▶ _SET EXERCISE_:
Identify and copy all lines of the material where the string "styles" is found.

▶ _DATASET CONTENT_:

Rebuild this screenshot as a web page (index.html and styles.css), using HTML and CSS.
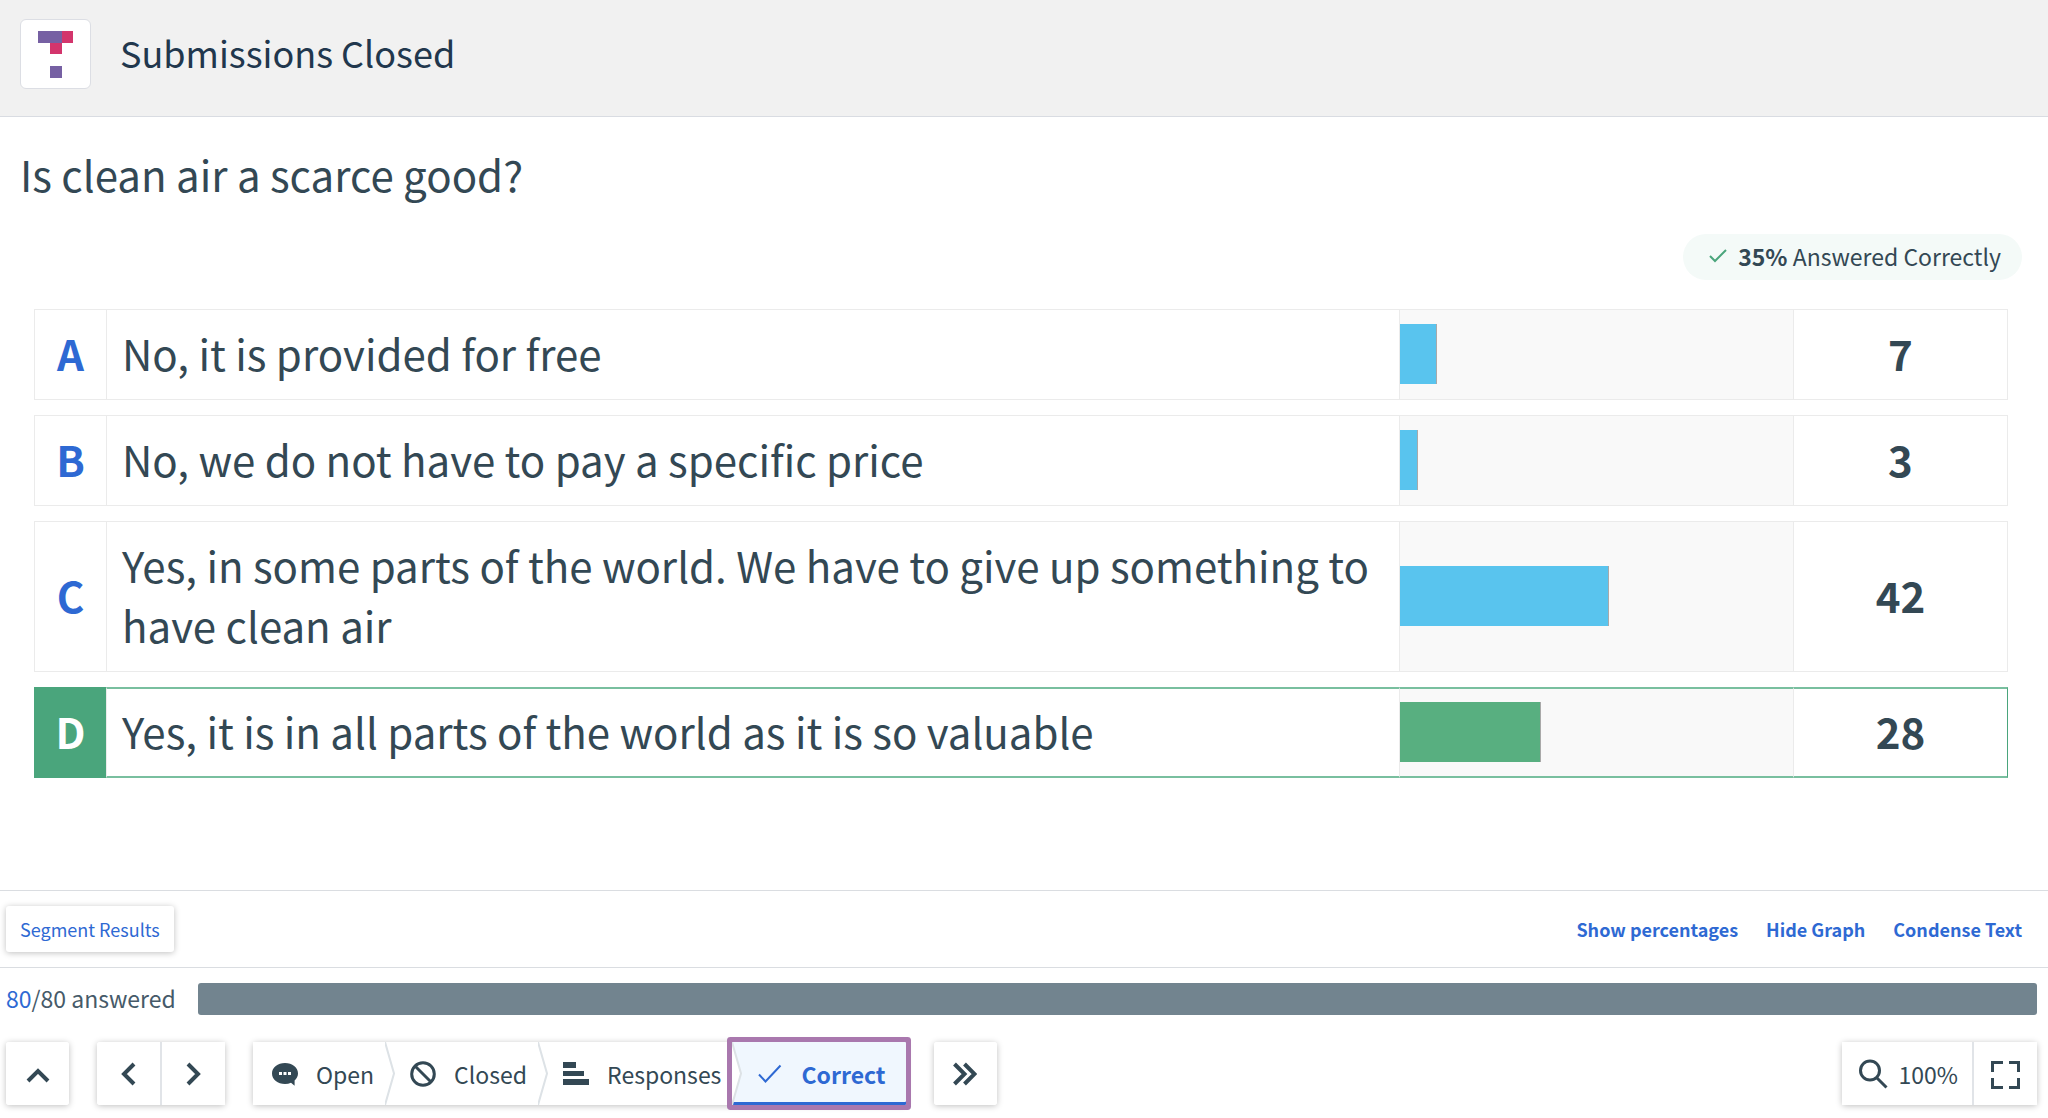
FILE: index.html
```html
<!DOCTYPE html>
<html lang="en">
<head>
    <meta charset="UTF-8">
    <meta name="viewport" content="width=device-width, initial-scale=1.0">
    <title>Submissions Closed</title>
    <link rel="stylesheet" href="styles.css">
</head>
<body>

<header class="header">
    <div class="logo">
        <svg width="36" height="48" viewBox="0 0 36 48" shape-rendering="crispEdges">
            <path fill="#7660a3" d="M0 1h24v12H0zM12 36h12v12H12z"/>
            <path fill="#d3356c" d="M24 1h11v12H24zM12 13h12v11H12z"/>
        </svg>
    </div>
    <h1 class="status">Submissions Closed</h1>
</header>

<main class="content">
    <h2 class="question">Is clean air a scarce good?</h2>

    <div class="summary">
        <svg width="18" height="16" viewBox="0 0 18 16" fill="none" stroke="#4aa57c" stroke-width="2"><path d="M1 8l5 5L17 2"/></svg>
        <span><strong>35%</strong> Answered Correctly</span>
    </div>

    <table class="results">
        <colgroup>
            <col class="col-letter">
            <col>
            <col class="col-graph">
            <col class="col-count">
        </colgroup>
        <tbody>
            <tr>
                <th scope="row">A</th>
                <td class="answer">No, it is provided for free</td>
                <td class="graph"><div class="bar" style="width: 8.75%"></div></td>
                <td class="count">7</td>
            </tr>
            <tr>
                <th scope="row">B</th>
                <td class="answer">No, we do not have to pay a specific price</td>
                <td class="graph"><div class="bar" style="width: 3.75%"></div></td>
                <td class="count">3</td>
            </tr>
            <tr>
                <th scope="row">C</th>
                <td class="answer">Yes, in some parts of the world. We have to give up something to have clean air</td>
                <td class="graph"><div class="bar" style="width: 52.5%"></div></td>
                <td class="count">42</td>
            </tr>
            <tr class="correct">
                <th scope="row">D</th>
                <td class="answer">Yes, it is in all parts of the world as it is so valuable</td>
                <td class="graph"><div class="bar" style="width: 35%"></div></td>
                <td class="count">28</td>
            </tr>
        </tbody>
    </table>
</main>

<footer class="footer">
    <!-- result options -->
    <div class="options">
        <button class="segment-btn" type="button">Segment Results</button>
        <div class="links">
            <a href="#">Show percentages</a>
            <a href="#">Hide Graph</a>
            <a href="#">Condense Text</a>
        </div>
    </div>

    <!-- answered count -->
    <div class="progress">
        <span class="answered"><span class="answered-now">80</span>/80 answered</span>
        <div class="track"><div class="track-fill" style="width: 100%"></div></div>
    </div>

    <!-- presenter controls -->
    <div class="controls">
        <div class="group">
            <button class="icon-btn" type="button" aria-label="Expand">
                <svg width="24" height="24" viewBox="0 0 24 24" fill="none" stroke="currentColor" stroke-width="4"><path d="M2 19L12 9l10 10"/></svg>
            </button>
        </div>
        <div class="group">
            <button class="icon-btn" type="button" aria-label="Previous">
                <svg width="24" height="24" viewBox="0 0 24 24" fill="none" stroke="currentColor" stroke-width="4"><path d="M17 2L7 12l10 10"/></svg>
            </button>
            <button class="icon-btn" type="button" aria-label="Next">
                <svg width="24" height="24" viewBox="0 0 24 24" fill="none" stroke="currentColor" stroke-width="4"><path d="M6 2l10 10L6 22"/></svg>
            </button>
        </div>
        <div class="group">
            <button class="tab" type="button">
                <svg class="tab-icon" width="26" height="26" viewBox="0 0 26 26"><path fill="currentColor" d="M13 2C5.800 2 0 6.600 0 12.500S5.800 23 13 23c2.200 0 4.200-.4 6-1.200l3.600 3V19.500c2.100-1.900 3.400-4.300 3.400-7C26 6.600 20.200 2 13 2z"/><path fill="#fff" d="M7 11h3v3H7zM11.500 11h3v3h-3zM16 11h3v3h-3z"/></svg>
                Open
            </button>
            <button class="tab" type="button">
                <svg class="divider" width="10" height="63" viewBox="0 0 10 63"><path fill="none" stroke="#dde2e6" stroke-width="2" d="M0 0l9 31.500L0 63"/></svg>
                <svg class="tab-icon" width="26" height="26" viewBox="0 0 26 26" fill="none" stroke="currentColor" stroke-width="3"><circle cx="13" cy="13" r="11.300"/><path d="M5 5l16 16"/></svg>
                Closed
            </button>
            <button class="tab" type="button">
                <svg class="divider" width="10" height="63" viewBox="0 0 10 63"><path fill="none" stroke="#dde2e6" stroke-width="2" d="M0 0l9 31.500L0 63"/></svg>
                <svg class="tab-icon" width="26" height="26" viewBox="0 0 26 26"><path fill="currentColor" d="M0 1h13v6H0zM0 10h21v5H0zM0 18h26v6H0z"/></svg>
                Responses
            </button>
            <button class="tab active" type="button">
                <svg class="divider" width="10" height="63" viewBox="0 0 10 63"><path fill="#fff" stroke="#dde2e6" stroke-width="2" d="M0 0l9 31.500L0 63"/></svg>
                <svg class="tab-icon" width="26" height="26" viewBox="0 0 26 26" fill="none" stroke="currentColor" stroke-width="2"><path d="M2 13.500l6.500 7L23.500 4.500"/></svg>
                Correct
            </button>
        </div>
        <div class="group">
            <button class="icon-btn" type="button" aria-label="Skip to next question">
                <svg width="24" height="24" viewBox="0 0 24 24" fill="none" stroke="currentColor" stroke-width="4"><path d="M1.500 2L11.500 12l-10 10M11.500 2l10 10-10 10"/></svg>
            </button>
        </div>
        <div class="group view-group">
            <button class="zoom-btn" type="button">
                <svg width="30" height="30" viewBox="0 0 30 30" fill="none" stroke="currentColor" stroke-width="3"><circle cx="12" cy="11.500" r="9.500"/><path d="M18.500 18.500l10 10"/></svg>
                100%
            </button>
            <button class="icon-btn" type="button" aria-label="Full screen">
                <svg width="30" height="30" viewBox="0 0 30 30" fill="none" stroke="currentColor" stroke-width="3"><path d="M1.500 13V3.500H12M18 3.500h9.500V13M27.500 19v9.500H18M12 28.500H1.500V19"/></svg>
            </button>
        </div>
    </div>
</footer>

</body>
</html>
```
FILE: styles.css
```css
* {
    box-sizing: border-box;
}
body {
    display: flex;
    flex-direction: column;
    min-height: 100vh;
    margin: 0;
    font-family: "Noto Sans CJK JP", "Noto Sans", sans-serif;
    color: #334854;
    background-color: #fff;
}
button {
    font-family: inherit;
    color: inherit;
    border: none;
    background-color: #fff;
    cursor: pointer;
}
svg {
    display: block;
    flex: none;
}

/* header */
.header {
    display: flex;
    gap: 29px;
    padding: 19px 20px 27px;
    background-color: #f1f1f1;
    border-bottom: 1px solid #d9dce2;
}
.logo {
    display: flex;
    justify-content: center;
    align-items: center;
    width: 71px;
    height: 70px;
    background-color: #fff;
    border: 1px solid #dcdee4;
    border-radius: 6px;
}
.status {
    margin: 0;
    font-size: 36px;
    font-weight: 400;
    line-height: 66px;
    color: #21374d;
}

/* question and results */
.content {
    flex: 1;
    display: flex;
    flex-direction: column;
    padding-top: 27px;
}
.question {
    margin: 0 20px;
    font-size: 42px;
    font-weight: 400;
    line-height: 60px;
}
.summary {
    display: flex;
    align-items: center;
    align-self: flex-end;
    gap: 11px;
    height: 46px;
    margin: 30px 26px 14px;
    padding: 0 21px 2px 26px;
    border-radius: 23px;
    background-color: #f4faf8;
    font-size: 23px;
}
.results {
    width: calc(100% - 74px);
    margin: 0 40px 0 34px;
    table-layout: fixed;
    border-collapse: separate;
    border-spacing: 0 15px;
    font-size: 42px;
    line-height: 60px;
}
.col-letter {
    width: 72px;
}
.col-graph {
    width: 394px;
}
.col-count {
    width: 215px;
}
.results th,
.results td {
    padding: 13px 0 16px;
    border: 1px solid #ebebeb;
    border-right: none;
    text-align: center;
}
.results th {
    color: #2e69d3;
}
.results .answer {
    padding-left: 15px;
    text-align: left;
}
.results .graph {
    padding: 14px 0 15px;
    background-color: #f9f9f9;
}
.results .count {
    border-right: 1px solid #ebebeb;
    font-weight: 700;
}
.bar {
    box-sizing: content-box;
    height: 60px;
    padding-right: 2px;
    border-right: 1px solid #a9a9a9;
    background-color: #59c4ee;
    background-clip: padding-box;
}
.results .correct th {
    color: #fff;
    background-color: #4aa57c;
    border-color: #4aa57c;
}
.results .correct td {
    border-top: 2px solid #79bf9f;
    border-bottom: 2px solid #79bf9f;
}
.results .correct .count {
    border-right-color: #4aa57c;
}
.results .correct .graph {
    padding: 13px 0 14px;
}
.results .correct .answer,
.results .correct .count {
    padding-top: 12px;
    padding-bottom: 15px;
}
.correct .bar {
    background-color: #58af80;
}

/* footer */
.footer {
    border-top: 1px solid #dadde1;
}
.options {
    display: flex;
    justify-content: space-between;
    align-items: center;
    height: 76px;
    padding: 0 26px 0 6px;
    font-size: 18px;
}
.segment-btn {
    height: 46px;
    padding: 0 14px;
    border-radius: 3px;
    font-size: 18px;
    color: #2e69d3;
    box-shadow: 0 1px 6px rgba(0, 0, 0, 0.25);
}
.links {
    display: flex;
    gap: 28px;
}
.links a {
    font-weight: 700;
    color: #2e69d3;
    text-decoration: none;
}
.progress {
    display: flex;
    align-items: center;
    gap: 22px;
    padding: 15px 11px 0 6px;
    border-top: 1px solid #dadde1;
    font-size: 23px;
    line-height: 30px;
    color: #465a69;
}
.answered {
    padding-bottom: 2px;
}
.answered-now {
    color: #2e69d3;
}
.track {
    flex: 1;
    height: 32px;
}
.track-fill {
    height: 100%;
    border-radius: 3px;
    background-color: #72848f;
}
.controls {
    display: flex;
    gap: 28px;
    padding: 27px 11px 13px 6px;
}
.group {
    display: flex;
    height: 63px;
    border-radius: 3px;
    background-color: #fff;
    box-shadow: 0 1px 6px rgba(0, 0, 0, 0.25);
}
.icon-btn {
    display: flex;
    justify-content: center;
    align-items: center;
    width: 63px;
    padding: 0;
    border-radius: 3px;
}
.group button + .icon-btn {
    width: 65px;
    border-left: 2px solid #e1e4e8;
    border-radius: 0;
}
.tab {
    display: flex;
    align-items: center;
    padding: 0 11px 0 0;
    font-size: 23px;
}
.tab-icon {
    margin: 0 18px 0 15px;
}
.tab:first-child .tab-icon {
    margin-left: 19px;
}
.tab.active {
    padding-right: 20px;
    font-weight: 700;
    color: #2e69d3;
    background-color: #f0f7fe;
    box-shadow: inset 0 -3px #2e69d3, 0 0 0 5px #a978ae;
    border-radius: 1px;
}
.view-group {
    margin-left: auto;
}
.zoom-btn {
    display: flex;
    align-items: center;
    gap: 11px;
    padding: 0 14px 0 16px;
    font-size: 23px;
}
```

▶ _FINISHED TASK_:
Rebuild this screenshot as a web page (index.html and styles.css), using HTML and CSS.
    <link rel="stylesheet" href="styles.css">
FILE: styles.css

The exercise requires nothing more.